A 4-tuple of the fitted rate (1/life-time), residuals array, residuals x-axis array, sample size after threshold.

fretbursts.fit.exp_fitting.expon_fit_hist(s, bins, s_min=0, weights=None, offset=0.5, calc_residuals=True)

Fit of an exponential model to the histogram of s using least squares.

Parameters:
  • s (array) – array of exponetially-distributed samples
  • bins (float or array) – if float is the bin width, otherwise is the array of bin edges (passed to numpy.histogram)
  • s_min (float) – all samples < s_min are discarded (s_min must be >= 0).
  • weights (None or string) – if None no weights is applied. if is ‘hist_counts’, each bin has a weight equal to its counts if is ‘inv_hist_counts’, the weight is the inverse of the counts.
  • offset (float) – offset for computing the CDF. See get_ecdf().
  • calc_residuals (bool) – if True compute the residuals of the fitted exponential versus the empirical CDF.
Returns:

A 4-tuple of the fitted rate (1/life-time), residuals array, residuals x-axis array, sample size after threshold.

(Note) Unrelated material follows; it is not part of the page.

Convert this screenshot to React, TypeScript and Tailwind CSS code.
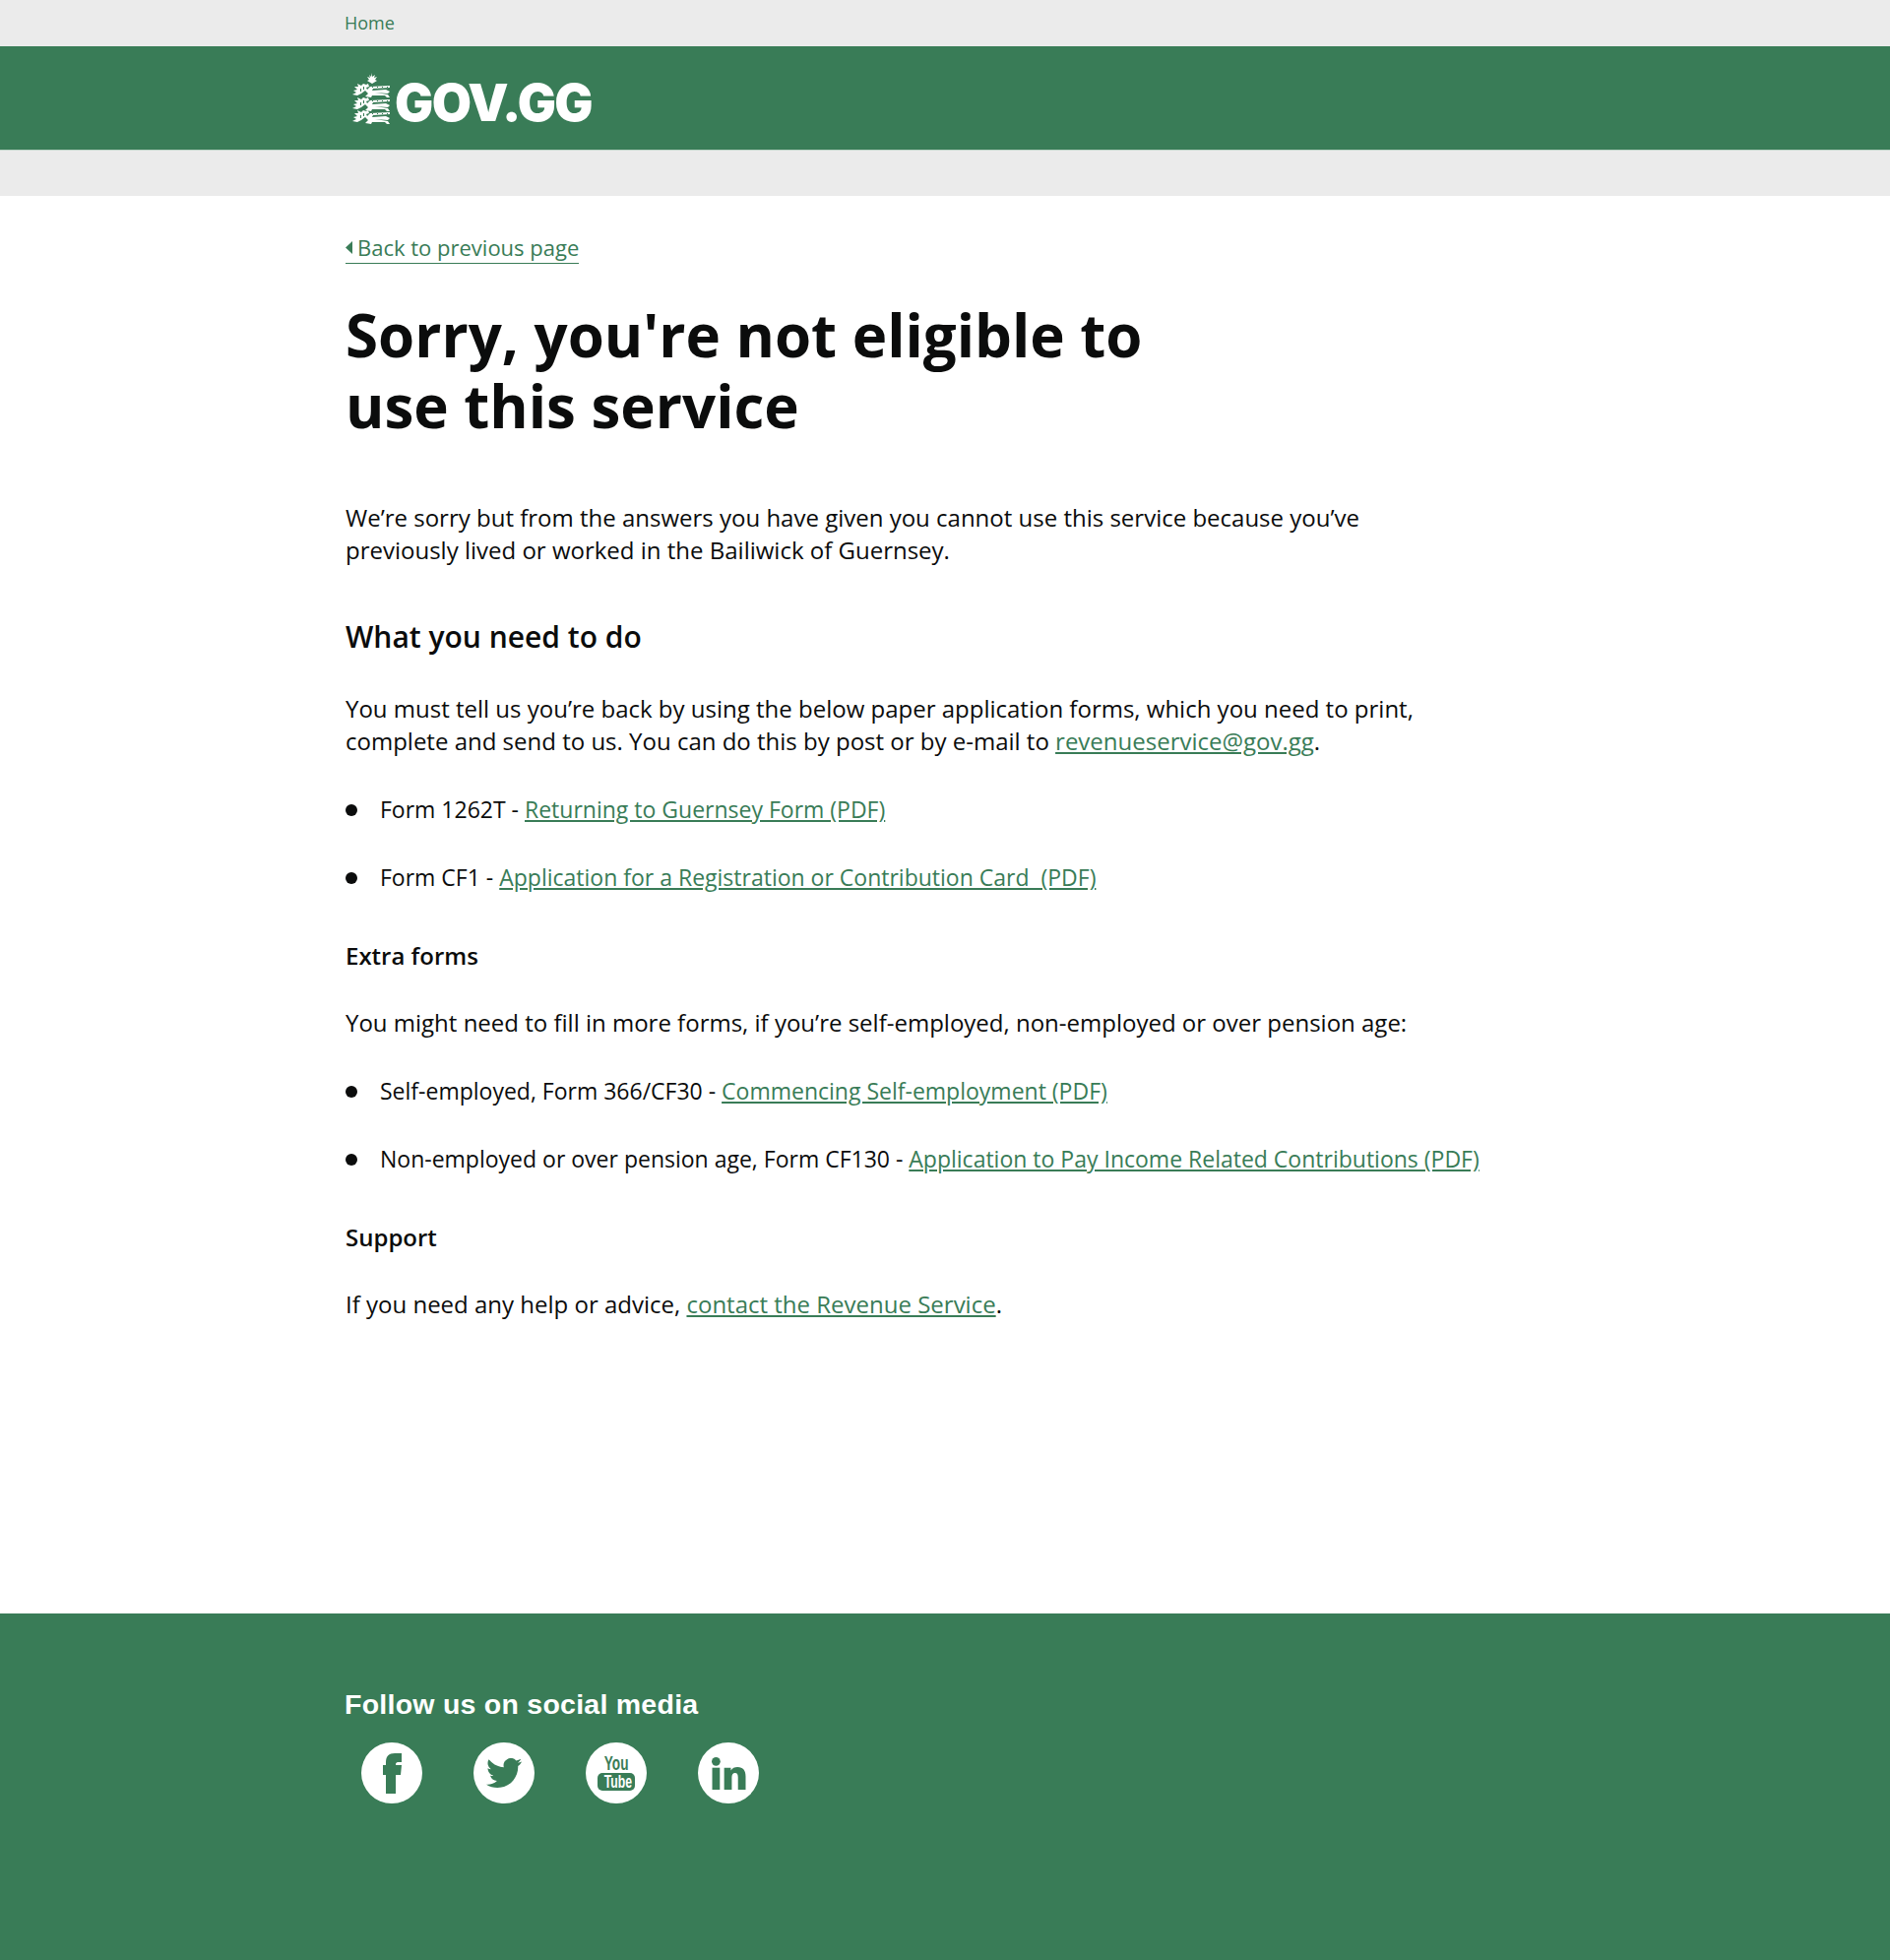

fretbursts.fit.exp_fitting.get_ecdf(s, offset=0.5)

Return arrays (x, y) for the empirical CDF curve of sample s.

See the code for more info (is a one-liner!).

Parameters:
  • s (array of floats) – sample
  • offset (float, default 0.5) – Offset to add to the y values of the CDF
Returns:

(x, y) (tuple of arrays) – the x and y values of the empirical CDF

fretbursts.fit.exp_fitting.get_residuals(s, tau_fit, offset=0.5)

Returns residuals of sample s CDF vs an exponential CDF.

Parameters:
  • s (array of floats) – sample
  • tau_fit (float) – mean waiting-time of the exponential distribution to use as reference
  • offset (float) – Default 0.5. Offset to add to the empirical CDF. See get_ecdf() for details.
Returns:

residuals (array) – residuals of empirical CDF compared with analytical CDF with time constant tau_fit.